When a middle aged documentarian and his wife meet a younger couple, also film makers, their lives are upended, but what are the motives of the new friends?

Rated R. Running time: 1 hour 37 min.

Our content ratings (1-10): Violence 5; Language 5; Sex/Nudity 2.

Our star rating (1-5): 5

 In order to explore this film adequately there might be spoilers for you in the last half of this review, so you might want to wait to see the film before finishing.

 The heart is devious above all else;  it is perverse—who can understand it?

Jeremiah 17:9

 These are the things that you shall do: Speak the truth to one another…

Zechariah 8:16a

 So then, putting away falsehood, let all of us speak the truth to our neighbors, for we are members of one another. Be angry but do not sin; do not let the sun go down on your anger, and do not make room for the devil.

Ephesians 4:25-27

4InCar
In a rare instance in which Jamie (rt) drives a car we also see Josh, and in the back seat, Cornelia (rt) and Darby, traveling out of NYC to interview someone for their film. (c) 2015 A24

Noah Baumbach’s latest movie is both funny and insightful in its depiction of generational differences, the struggle to stay young while growing older, and even an examination of the philosophy of documentary filmmaking. Not bad for what could have been just another throwaway domestic comedy!

The passion for life seems to have left the Manhattan dwelling middle-aged couple Josh Srebnick (Ben Stiller) and Cornelia (Naomi Watts) until they meet Jamie and Darby (Adam Driver and Amanda Seyfried), a couple in their mid-twenties. Their lives are soon changed completely—some of it for the good, but by no means everything. If you enjoyed director/writer Baumbach’s take on a failed dancer in Frances Ha, you will revel in this more complicated film.
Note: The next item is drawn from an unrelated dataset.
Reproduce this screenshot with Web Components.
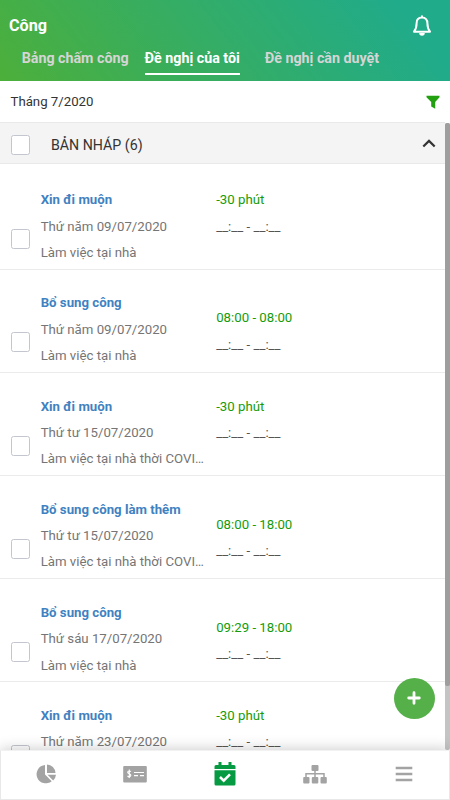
<!DOCTYPE html>
<html lang="vi">
<head>
<meta charset="utf-8">
<title>Công</title>
<style>
html,body{margin:0;height:100%;overflow:hidden;background:#fff}
body{font-family:Roboto,"Noto Sans",sans-serif;font-size:13.23px;color:#333}
</style>
</head>
<body>
<leave-app></leave-app>
<script>
const define = (name, html, setup) => {
  const tpl = document.createElement('template');
  tpl.innerHTML = html;
  customElements.define(name, class extends HTMLElement {
    connectedCallback() {
      if (this.shadowRoot) return;
      this.attachShadow({mode: 'open'}).append(tpl.content.cloneNode(true));
      if (setup) setup(this, this.shadowRoot);
    }
  });
};

define('check-box', `<style>
:host{display:block;box-sizing:border-box;width:19px;height:20px;border:1px solid #c3c5cf;border-radius:2.5px;background:#fff;flex:none}
</style>`);

define('tab-item', `<style>
:host{display:block;box-sizing:border-box;height:29px;line-height:25px;font-size:14.25px;font-weight:700;color:#d5d5d5;white-space:nowrap}
:host([active]){color:#fff;border-bottom:2px solid #fff}
</style><slot></slot>`);

define('app-header', `<style>
:host{display:flex;flex:none;flex-direction:column;box-sizing:border-box;height:81px;padding:13px 18px 0 9px;background:linear-gradient(52deg,#4caf3a 0%,#35ad64 45%,#20ab8b 90%);color:#fff}
.top{display:flex;justify-content:space-between;height:33px}
h1{margin:0;font-size:16.2px;line-height:25px;font-weight:700}
svg{width:20px;height:24px;margin-top:1px}
nav{display:flex;padding-left:12.700px}
tab-item+tab-item{margin-left:16px}
tab-item:last-child{margin-left:25px}
</style>
<div class="top"><h1>Công</h1>
<svg viewBox="0 0 20 24" fill="none" stroke="#fff" stroke-width="2" stroke-linejoin="round" stroke-linecap="round"><path d="M10 2.300v1.300M10 3.600C6.400 3.600 4.600 6 4.600 9.200C4.600 13.400 3.800 15.400 2 17.700H18C16.200 15.400 15.400 13.400 15.400 9.200C15.400 6 13.600 3.600 10 3.600Z"/><path d="M7.200 19H12.800A2.800 2.800 0 0 1 7.200 19Z" fill="#fff" stroke="none"/></svg></div>
<nav><tab-item>Bảng chấm công</tab-item><tab-item active>Đề nghị của tôi</tab-item><tab-item>Đề nghị cần duyệt</tab-item></nav>`);

define('month-bar', `<style>
:host{display:flex;flex:none;box-sizing:border-box;height:41px;padding:0 10px 0 10.500px;justify-content:space-between;align-items:center;color:#333}
svg{width:14px;height:14px}
</style><span><slot></slot></span>
<svg viewBox="0 0 14 14"><path d="M.5 .7H13.500V2.200L9.200 7V13.700L5.200 11.500V7L.5 2.200Z" fill="#23a010"/></svg>`);

define('group-head', `<style>
:host{display:flex;flex:none;box-sizing:border-box;height:42px;padding:0 9px 0 11px;align-items:center;background:#f4f4f4;border:solid #e9e9e9;border-width:1px 0;font-size:14.2px;color:#333}
span{margin-left:21px;flex:1;padding-top:3px}
check-box{margin-top:4px}
svg{width:14px;height:9px}
</style><check-box></check-box><span><slot></slot></span>
<svg viewBox="0 0 14 9" fill="none" stroke="#333" stroke-width="2.200"><path d="M1.300 7.500L7 1.900L12.700 7.500"/></svg>`);

define('request-row', `<style>
:host{display:flex;box-sizing:border-box;height:103.1px;padding:20.4px 0 0 11px;border-bottom:1px solid #ebebeb;line-height:26.4px;white-space:nowrap;flex:none}
check-box{margin-top:42px}
.info{width:175.5px;margin-left:10.7px;color:#757575}
b{display:block;font-weight:700;color:#3f82c1}
.time{color:#555}
.time.mid{padding-top:15px}
.g{color:#159c0b}
</style><check-box></check-box>
<div class="info"><b></b><div class="date"></div><div class="note"></div></div>
<div class="time"><div class="g"></div><div>__:__ - __:__</div></div>`,
(el, r) => {
  r.querySelector('b').textContent = el.getAttribute('kind');
  r.querySelector('.date').textContent = el.getAttribute('date');
  const note = el.getAttribute('note');
  if (note) r.querySelector('.note').textContent = note;
  else r.querySelector('.note').remove();
  r.querySelector('.g').textContent = el.getAttribute('time');
  if (el.getAttribute('time').includes(':')) r.querySelector('.time').classList.add('mid');
});

define('scroll-bar', `<style>
:host{display:block;width:5px;margin-top:1px;background:#c4c4c4;border-radius:2px}
div{height:563px;background:#9e9e9e;border-radius:2px}
</style><div></div>`);

define('add-button', `<style>
:host{display:grid;place-items:center;width:41px;height:41px;border-radius:50%;background:#56b04a}
svg{width:14px;height:14px}
</style><svg viewBox="0 0 14 14" stroke="#fff" stroke-width="2.800" stroke-linecap="round"><path d="M7 1.700V12.300M1.700 7H12.300"/></svg>`);

define('bottom-nav', `<style>
:host{display:flex;box-sizing:border-box;height:50px;background:#fff;border:1px solid #e8e8e8;border-top-color:#f2f2f2;box-shadow:0 -1px 13px rgba(0,0,0,.2);align-items:center;justify-content:space-around}
svg{width:26px;height:26px;fill:#a3a3a3;margin-top:-2px}
</style>
<svg viewBox="0 0 26 26"><path d="M12 4V13.500L18.700 20.200A9.200 9.200 0 1 1 12 4Z"/><path d="M14 3.500A9 9 0 0 1 22.500 12H14Z"/><path d="M14.500 13.700H23A9 9 0 0 1 20.200 19.400Z"/></svg>
<svg viewBox="0 0 26 26"><rect x="1.200" y="5" width="23.600" height="16.500" rx="1"/><g stroke="#fff" fill="none"><path d="M9 10.500Q7 9.400 6 10.500T7.300 12.700T8.400 15.200T5.500 15M7.300 8.500V17" stroke-width="1.100"/><path d="M12 11.500H22M12 14.700H16M18 14.700H22" stroke-width="1.200"/></g></svg>
<svg viewBox="0 0 26 26"><path fill="#069a43" d="M2.500 5.500Q2.500 4 4 4H6.500V1H9.500V4H16.500V1H19.500V4H22Q23.500 4 23.500 5.500V8H2.500ZM2.500 9.200H23.500V23Q23.500 24.500 22 24.500H4Q2.500 24.500 2.500 23Z"/><path d="M8 16L11.700 19.700L18 13.300" fill="none" stroke="#fff" stroke-width="2.500"/></svg>
<svg viewBox="0 0 26 26"><rect x="9.500" y="4" width="7" height="6" rx="1"/><path d="M13 9V16M4 16V12.800H22V16" fill="none" stroke="#a3a3a3" stroke-width="1.500"/><rect x="1.200" y="16" width="6.300" height="6.500" rx="1"/><rect x="9.800" y="16" width="6.500" height="6.500" rx="1"/><rect x="18.500" y="16" width="6.300" height="6.500" rx="1"/></svg>
<svg viewBox="0 0 26 26"><path d="M4.700 5.800H21.300V8.300H4.700ZM4.700 11.800H21.300V14.300H4.700ZM4.700 17.800H21.300V20.300H4.700Z"/></svg>`);

define('leave-app', `<style>
:host{display:flex;flex-direction:column;position:relative;width:450px;height:800px;overflow:hidden;background:#fff}
main{display:flex;flex:1;min-height:0}
.list{flex:1;min-width:0;overflow:hidden;display:flex;flex-direction:column}
.first{padding-top:3px;flex:none}
bottom-nav{position:relative;flex:none}
add-button{position:absolute;left:393.5px;top:677.5px}
</style>
<app-header></app-header>
<month-bar>Tháng 7/2020</month-bar>
<main><div class="list">
<group-head>BẢN NHÁP (6)</group-head>
<div class="first"><request-row kind="Xin đi muộn" date="Thứ năm 09/07/2020" note="Làm việc tại nhà" time="-30 phút"></request-row></div>
<request-row kind="Bổ sung công" date="Thứ năm 09/07/2020" note="Làm việc tại nhà" time="08:00 - 08:00"></request-row>
<request-row kind="Xin đi muộn" date="Thứ tư 15/07/2020" note="Làm việc tại nhà thời COVI…" time="-30 phút"></request-row>
<request-row kind="Bổ sung công làm thêm" date="Thứ tư 15/07/2020" note="Làm việc tại nhà thời COVI…" time="08:00 - 18:00"></request-row>
<request-row kind="Bổ sung công" date="Thứ sáu 17/07/2020" note="Làm việc tại nhà" time="09:29 - 18:00"></request-row>
<request-row kind="Xin đi muộn" date="Thứ năm 23/07/2020" time="-30 phút"></request-row>
</div><scroll-bar></scroll-bar></main>
<bottom-nav></bottom-nav>
<add-button></add-button>`);
</script>
</body>
</html>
Josh has one acclaimed documentary to his name, but that was over eight years ago. He has been struggling to finish his second one, a film similar to the one in Woody Allen’s Crimes and Misdemeanors, in that it is about a boring Jewish political philosopher with whom he has become infatuated, so much so that it dilutes his original intention to expose the war machine that dominates our country. His father-in-law Leslie Breitbart (Charles Grodin), who as a renown documentarian had first inspired Josh (and whose daughter he had married), observes that at “six and a half hours it is seven hours too long.” He suggests dropping several long portions, but Josh cannot bring himself to make the cuts. The couple are living on what Cornelia makes as an assistant to her father and Josh’s small remuneration as a community college teacher.

The couple are childless because they want to keep their lives unfettered so, as Josh says, they can pick up and fly off to Paris – except they never have. “Maybe the point is that we have the freedom. What we do with it isn’t important,” Josh says, though this rationalization does not seem to satisfy either of them. They also are childless by the misfortunes of nature—Cornelia has suffered a couple of miscarriages. Thus, accepting their childless state, they have fallen away from most of the childbearing friends of their youth. When their best friends Fletcher (Adam Horovitz) and Marina (Maria Dizzia) conceive and give birth to a second child, Josh and Cornelia soon become alienated from them as well because all conversation centers around child-rearing concerns, with the infants often present, strapped to the middles of the parents. Josh and Cornelia find themselves always having to explain—no, defend­—their single parent lifestyle.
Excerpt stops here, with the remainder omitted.